On the Terms "Accept", "Succeed", "Fail" and "Result"

Some of the terms used to talk about parsing can be perhaps confused or conflated with terms used to talk about functions. This is especially the case in parzival because a parser is just a function.

When parsing an input stream, the parser is said to "accept" the input when the parse "succeeds" with a "result". Otherwise the parser is said to "fail" to accept the input it was given.

I.e. On the one hand, you may be said to call a function with arguments so that it returns a value. On the other hand, a parser will accept input and either result in a value or fail.

It may seem like nitpicking, but these terms are used frequently in parzival's documentation and in this tutorial. It is my hope that explicit mention of the terms here will make the tutorial easier to read and understand.

Naming Conventions

The parzival package exports a number of tragically un-lispy looking symbols. You'll see things like <<bind and <alphanum< and even <<?. But do not despair! There is a method to this madness.
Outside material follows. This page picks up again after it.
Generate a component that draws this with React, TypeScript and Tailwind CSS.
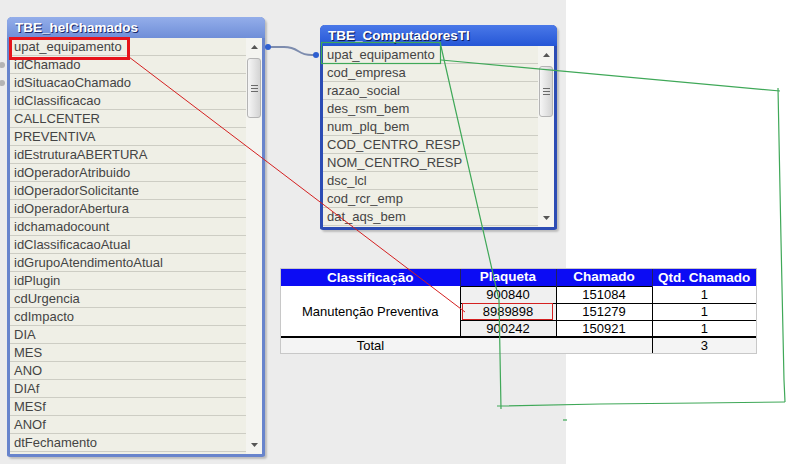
import React from 'react';

const helFields = [
  'upat_equipamento',
  'idChamado',
  'idSituacaoChamado',
  'idClassificacao',
  'CALLCENTER',
  'PREVENTIVA',
  'idEstruturaABERTURA',
  'idOperadorAtribuido',
  'idOperadorSolicitante',
  'idOperadorAbertura',
  'idchamadocount',
  'idClassificacaoAtual',
  'idGrupoAtendimentoAtual',
  'idPlugin',
  'cdUrgencia',
  'cdImpacto',
  'DIA',
  'MES',
  'ANO',
  'DIAf',
  'MESf',
  'ANOf',
  'dtFechamento',
];

const compFields = [
  'upat_equipamento',
  'cod_empresa',
  'razao_social',
  'des_rsm_bem',
  'num_plq_bem',
  'COD_CENTRO_RESP',
  'NOM_CENTRO_RESP',
  'dsc_lcl',
  'cod_rcr_emp',
  'dat_aqs_bem',
];

const rows = [
  { plaqueta: '900840', chamado: '151084', qtd: '1' },
  { plaqueta: '8989898', chamado: '151279', qtd: '1' },
  { plaqueta: '900242', chamado: '150921', qtd: '1' },
];

function Arrow({ down }: { down?: boolean }) {
  return (
    <svg width="7" height="4" viewBox="0 0 7 4">
      {down ? <polygon points="0,0 7,0 3.5,4" fill="#555" /> : <polygon points="0,4 7,4 3.5,0" fill="#555" />}
    </svg>
  );
}

function Scrollbar({ thumbClass }: { thumbClass: string }) {
  return (
    <div className="w-[16px] shrink-0 flex flex-col bg-[#f4f4f0]">
      <div className="h-[18px] flex items-center justify-center">
        <Arrow />
      </div>
      <div className={`mx-[1px] mt-[2px] rounded-[3px] border border-[#b4b4b4] bg-gradient-to-r from-[#f6f6f6] to-[#d4d4d4] flex flex-col items-center justify-center gap-[2px] ${thumbClass}`}>
        <div className="w-[7px] h-px bg-[#6a6a6a]" />
        <div className="w-[7px] h-px bg-[#6a6a6a]" />
        <div className="w-[7px] h-px bg-[#6a6a6a]" />
      </div>
      <div className="flex-1" />
      <div className="h-[18px] flex items-center justify-center">
        <Arrow down />
      </div>
    </div>
  );
}

function FieldList({ fields }: { fields: string[] }) {
  return (
    <div className="flex-1 overflow-hidden">
      {fields.map((f) => (
        <div
          key={f}
          className="h-[18px] border-b border-[#cdcdc4] pl-[4px] pt-[1px] text-[13px] leading-[16px] text-[#444444] whitespace-nowrap"
        >
          {f}
        </div>
      ))}
    </div>
  );
}

export default function App() {
  return (
    <div className="relative w-[794px] h-[464px] flex overflow-hidden bg-white font-['Liberation_Sans',Arial,sans-serif]">
      {/* workspace backdrop */}
      <div className="w-[566px] h-full bg-[#ececec]" />
      <div className="flex-1 bg-white" />

      {/* TBE_helChamados */}
      <div className="absolute left-[7px] top-[17px] w-[258px] h-[440px] flex flex-col rounded-t-[5px] rounded-b-[3px] border-x-[3px] border-b-[3px] border-[#6884cc] bg-[#efefe6] shadow-[2px_2px_2px_rgba(0,0,0,0.2)]">
        <div className="h-[21px] -mx-[3px] px-[8px] rounded-t-[5px] bg-gradient-to-b from-[#94aeea] to-[#6f8ed8] text-white font-bold text-[13.5px] leading-[22px] [text-shadow:1px_1px_0_#1c2c6c]">
          TBE_helChamados
        </div>
        <div className="flex-1 flex min-h-0">
          <FieldList fields={helFields} />
          <Scrollbar thumbClass="h-[60px]" />
        </div>
      </div>

      {/* TBE_ComputadoresTI */}
      <div className="absolute left-[320px] top-[25px] w-[237px] h-[205px] flex flex-col rounded-t-[5px] rounded-b-[3px] border-x-[3px] border-b-[3px] border-[#2c4cb4] bg-[#efefe6] shadow-[2px_2px_2px_rgba(0,0,0,0.2)]">
        <div className="h-[21px] -mx-[3px] px-[8px] rounded-t-[5px] bg-gradient-to-b from-[#4a78e8] to-[#2556d6] text-white font-bold text-[13.5px] leading-[22px] [text-shadow:1px_1px_0_#0c1c5c]">
          TBE_ComputadoresTI
        </div>
        <div className="flex-1 flex min-h-0">
          <FieldList fields={compFields} />
          <Scrollbar thumbClass="h-[51px]" />
        </div>
      </div>

      {/* pivot table */}
      <div className="absolute left-[280px] top-[268px] w-[477px] border border-[#c8c8c8] bg-white">
        <table className="w-full border-collapse text-[13px] text-black table-fixed">
          <colgroup>
            <col className="w-[179px]" />
            <col className="w-[96px]" />
            <col className="w-[96px]" />
            <col className="w-[104px]" />
          </colgroup>
          <thead>
            <tr className="h-[17px] bg-[#0c0cf4] text-white font-bold text-[13.5px] leading-[16px]">
              <th className="border-r border-[#202060] font-bold">Classificação</th>
              <th className="border-r border-[#202060] font-bold">Plaqueta</th>
              <th className="border-r border-[#202060] font-bold">Chamado</th>
              <th className="font-bold">Qtd. Chamado</th>
            </tr>
          </thead>
          <tbody>
            {rows.map((r, i) => (
              <tr key={r.plaqueta} className="h-[17px] leading-[15px] text-center">
                {i === 0 && (
                  <td rowSpan={3} className="border-r border-black text-center">
                    Manutenção Preventiva
                  </td>
                )}
                <td className="border border-black bg-[#f0f0f0]">{r.plaqueta}</td>
                <td className="border border-black">{r.chamado}</td>
                <td className="border-b border-black">{r.qtd}</td>
              </tr>
            ))}
            <tr className="h-[16px] leading-[15px] text-center bg-[#f4f4f4] border-t-2 border-black">
              <td>Total</td>
              <td />
              <td />
              <td className="border-l border-black">3</td>
            </tr>
          </tbody>
        </table>
      </div>

      {/* connectors and annotations */}
      <svg className="absolute inset-0 pointer-events-none" width="794" height="464" viewBox="0 0 794 464">
        <circle cx="2" cy="65" r="3" fill="#b4b4b4" />
        <circle cx="2" cy="83" r="3" fill="#b4b4b4" />

        <path d="M268 47 L284 47 Q292 47 298 51 Q304 55 312 55 L316 55" fill="none" stroke="#7d8cae" strokeWidth="2" />
        <circle cx="268" cy="47" r="3" fill="#2f5fd0" />
        <circle cx="316" cy="55" r="3" fill="#2f5fd0" />

        <rect x="10.5" y="38.5" width="118" height="20" fill="none" stroke="#e6141c" strokeWidth="3" />
        <line x1="129" y1="57" x2="465" y2="312" stroke="#d42020" strokeWidth="1" />
        <rect x="462.5" y="303.5" width="90" height="16" fill="none" stroke="#d42020" strokeWidth="1" />

        <g fill="none" stroke="#3fa858" strokeWidth="1.2">
          <rect x="321.5" y="42.5" width="119" height="21" />
          <polyline points="441,60 780,91" />
          <polyline points="778,88 781,240 784,380 785,402" />
          <polyline points="785,402 700,403 600,404 500,406 497,406" />
          <polyline points="440,42 499,300 501,409" />
          <line x1="563" y1="420" x2="567" y2="420" />
        </g>
      </svg>
    </div>
  );
}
There are two sorts of value that are important in parzival. The first are the parsers themselves, which are discussed above. The second are higher-order functions that operate on, transform, and create new parsers; i.e. the "combinators".

Parzival adopts two simple naming conventions.

  1. Symbols that look like <moo< refer to parsers.
  2. Symbols that look like <<moo refer to combinators.

As an example:

(<<def <article<
       (<<plus (<<string "a") (<<string "the"))
 "A parser that accepts a lowercase English article.".)

Without knowing the exact meaning of the above code, you can quickly see that <article< is a parser and it is defined using the combinators <<plus, and <<string.

The <<def form is actually a macro that is used to define parsers.

Getting Started (Finally)

As of April 2020 parzival is not in quicklisp, hence you must manually install some things first.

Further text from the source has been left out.